◆ **REQUIREMENTS**:
In your copy, leave out the pictures; write out all the data exactly.

***** DATASET CONTENT

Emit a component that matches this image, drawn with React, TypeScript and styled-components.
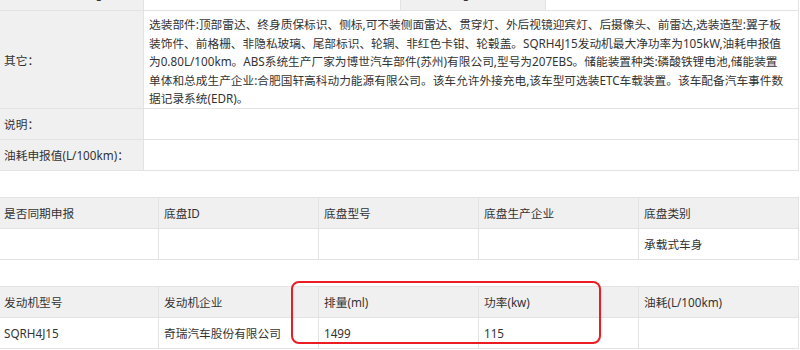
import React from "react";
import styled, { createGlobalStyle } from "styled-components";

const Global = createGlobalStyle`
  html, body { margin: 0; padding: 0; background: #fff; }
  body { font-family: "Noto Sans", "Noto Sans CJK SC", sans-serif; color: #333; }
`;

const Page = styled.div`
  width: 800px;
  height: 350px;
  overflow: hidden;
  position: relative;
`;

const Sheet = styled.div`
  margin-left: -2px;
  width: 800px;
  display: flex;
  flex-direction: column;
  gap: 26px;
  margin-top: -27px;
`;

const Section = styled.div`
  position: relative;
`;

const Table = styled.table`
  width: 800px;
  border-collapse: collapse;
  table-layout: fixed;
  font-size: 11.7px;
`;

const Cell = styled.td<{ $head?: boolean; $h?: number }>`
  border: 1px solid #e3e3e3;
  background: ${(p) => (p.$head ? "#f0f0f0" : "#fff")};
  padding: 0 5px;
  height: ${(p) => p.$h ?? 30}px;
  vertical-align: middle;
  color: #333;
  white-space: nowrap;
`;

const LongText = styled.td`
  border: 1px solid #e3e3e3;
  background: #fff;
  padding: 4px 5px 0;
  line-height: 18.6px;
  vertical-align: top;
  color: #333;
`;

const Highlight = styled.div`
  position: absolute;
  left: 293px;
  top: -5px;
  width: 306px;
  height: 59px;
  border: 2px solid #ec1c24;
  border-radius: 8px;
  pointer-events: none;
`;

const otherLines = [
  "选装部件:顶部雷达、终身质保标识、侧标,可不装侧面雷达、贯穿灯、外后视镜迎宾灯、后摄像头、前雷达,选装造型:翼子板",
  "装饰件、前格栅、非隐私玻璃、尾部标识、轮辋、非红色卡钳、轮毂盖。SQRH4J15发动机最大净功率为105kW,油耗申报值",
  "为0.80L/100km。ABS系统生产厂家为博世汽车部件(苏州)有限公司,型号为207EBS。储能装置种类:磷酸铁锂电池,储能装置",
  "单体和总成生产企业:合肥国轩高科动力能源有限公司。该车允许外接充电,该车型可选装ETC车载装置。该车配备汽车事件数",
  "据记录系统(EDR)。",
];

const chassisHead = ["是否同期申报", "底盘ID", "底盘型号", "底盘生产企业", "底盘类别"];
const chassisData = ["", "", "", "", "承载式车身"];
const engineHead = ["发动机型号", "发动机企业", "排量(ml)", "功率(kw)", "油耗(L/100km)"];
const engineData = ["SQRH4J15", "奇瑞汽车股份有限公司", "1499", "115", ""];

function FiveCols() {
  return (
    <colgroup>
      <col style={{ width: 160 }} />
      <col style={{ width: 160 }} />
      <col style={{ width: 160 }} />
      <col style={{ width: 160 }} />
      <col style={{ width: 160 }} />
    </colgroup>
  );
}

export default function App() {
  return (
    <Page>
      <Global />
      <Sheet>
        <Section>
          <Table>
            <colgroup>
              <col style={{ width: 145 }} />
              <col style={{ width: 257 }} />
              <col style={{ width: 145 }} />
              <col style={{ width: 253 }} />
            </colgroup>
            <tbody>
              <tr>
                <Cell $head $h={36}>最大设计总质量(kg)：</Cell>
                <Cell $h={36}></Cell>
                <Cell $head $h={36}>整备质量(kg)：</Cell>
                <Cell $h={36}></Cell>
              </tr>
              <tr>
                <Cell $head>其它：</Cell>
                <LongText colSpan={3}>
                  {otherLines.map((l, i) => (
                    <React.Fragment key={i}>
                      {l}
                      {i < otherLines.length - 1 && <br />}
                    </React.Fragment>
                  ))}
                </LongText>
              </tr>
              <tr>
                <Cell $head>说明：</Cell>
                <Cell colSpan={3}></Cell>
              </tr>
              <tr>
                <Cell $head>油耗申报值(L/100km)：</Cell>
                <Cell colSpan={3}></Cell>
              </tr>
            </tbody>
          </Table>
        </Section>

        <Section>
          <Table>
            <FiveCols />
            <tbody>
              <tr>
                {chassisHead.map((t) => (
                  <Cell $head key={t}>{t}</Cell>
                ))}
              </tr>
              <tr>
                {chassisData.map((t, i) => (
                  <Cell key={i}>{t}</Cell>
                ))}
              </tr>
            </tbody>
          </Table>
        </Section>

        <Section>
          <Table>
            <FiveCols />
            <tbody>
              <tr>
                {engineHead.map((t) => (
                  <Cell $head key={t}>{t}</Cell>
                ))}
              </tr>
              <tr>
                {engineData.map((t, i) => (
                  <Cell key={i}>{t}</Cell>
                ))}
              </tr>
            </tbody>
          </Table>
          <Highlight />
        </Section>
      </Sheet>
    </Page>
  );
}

**********

◆ **RESULT**:
Emit a component that matches this image, drawn with React, TypeScript and styled-components.
import React from "react";
import styled, { createGlobalStyle } from "styled-components";

const Global = createGlobalStyle`
  html, body { margin: 0; padding: 0; background: #fff; }
  body { font-family: "Noto Sans", "Noto Sans CJK SC", sans-serif; color: #333; }
`;

const Page = styled.div`
  width: 800px;
  height: 350px;
  overflow: hidden;
  position: relative;
`;

const Sheet = styled.div`
  margin-left: -2px;
  width: 800px;
  display: flex;
  flex-direction: column;
  gap: 26px;
  margin-top: -27px;
`;

const Section = styled.div`
  position: relative;
`;

const Table = styled.table`
  width: 800px;
  border-collapse: collapse;
  table-layout: fixed;
  font-size: 11.7px;
`;

const Cell = styled.td<{ $head?: boolean; $h?: number }>`
  border: 1px solid #e3e3e3;
  background: ${(p) => (p.$head ? "#f0f0f0" : "#fff")};
  padding: 0 5px;
  height: ${(p) => p.$h ?? 30}px;
  vertical-align: middle;
  color: #333;
  white-space: nowrap;
`;

const LongText = styled.td`
  border: 1px solid #e3e3e3;
  background: #fff;
  padding: 4px 5px 0;
  line-height: 18.6px;
  vertical-align: top;
  color: #333;
`;

const Highlight = styled.div`
  position: absolute;
  left: 293px;
  top: -5px;
  width: 306px;
  height: 59px;
  border: 2px solid #ec1c24;
  border-radius: 8px;
  pointer-events: none;
`;

const otherLines = [
  "选装部件:顶部雷达、终身质保标识、侧标,可不装侧面雷达、贯穿灯、外后视镜迎宾灯、后摄像头、前雷达,选装造型:翼子板",
  "装饰件、前格栅、非隐私玻璃、尾部标识、轮辋、非红色卡钳、轮毂盖。SQRH4J15发动机最大净功率为105kW,油耗申报值",
  "为0.80L/100km。ABS系统生产厂家为博世汽车部件(苏州)有限公司,型号为207EBS。储能装置种类:磷酸铁锂电池,储能装置",
  "单体和总成生产企业:合肥国轩高科动力能源有限公司。该车允许外接充电,该车型可选装ETC车载装置。该车配备汽车事件数",
  "据记录系统(EDR)。",
];

const chassisHead = ["是否同期申报", "底盘ID", "底盘型号", "底盘生产企业", "底盘类别"];
const chassisData = ["", "", "", "", "承载式车身"];
const engineHead = ["发动机型号", "发动机企业", "排量(ml)", "功率(kw)", "油耗(L/100km)"];
const engineData = ["SQRH4J15", "奇瑞汽车股份有限公司", "1499", "115", ""];

function FiveCols() {
  return (
    <colgroup>
      <col style={{ width: 160 }} />
      <col style={{ width: 160 }} />
      <col style={{ width: 160 }} />
      <col style={{ width: 160 }} />
      <col style={{ width: 160 }} />
    </colgroup>
  );
}

export default function App() {
  return (
    <Page>
      <Global />
      <Sheet>
        <Section>
          <Table>
            <colgroup>
              <col style={{ width: 145 }} />
              <col style={{ width: 257 }} />
              <col style={{ width: 145 }} />
              <col style={{ width: 253 }} />
            </colgroup>
            <tbody>
              <tr>
                <Cell $head $h={36}>最大设计总质量(kg)：</Cell>
                <Cell $h={36}></Cell>
                <Cell $head $h={36}>整备质量(kg)：</Cell>
                <Cell $h={36}></Cell>
              </tr>
              <tr>
                <Cell $head>其它：</Cell>
                <LongText colSpan={3}>
                  {otherLines.map((l, i) => (
                    <React.Fragment key={i}>
                      {l}
                      {i < otherLines.length - 1 && <br />}
                    </React.Fragment>
                  ))}
                </LongText>
              </tr>
              <tr>
                <Cell $head>说明：</Cell>
                <Cell colSpan={3}></Cell>
              </tr>
              <tr>
                <Cell $head>油耗申报值(L/100km)：</Cell>
                <Cell colSpan={3}></Cell>
              </tr>
            </tbody>
          </Table>
        </Section>

        <Section>
          <Table>
            <FiveCols />
            <tbody>
              <tr>
                {chassisHead.map((t) => (
                  <Cell $head key={t}>{t}</Cell>
                ))}
              </tr>
              <tr>
                {chassisData.map((t, i) => (
                  <Cell key={i}>{t}</Cell>
                ))}
              </tr>
            </tbody>
          </Table>
        </Section>

        <Section>
          <Table>
            <FiveCols />
            <tbody>
              <tr>
                {engineHead.map((t) => (
                  <Cell $head key={t}>{t}</Cell>
                ))}
              </tr>
              <tr>
                {engineData.map((t, i) => (
                  <Cell key={i}>{t}</Cell>
                ))}
              </tr>
            </tbody>
          </Table>
          <Highlight />
        </Section>
      </Sheet>
    </Page>
  );
}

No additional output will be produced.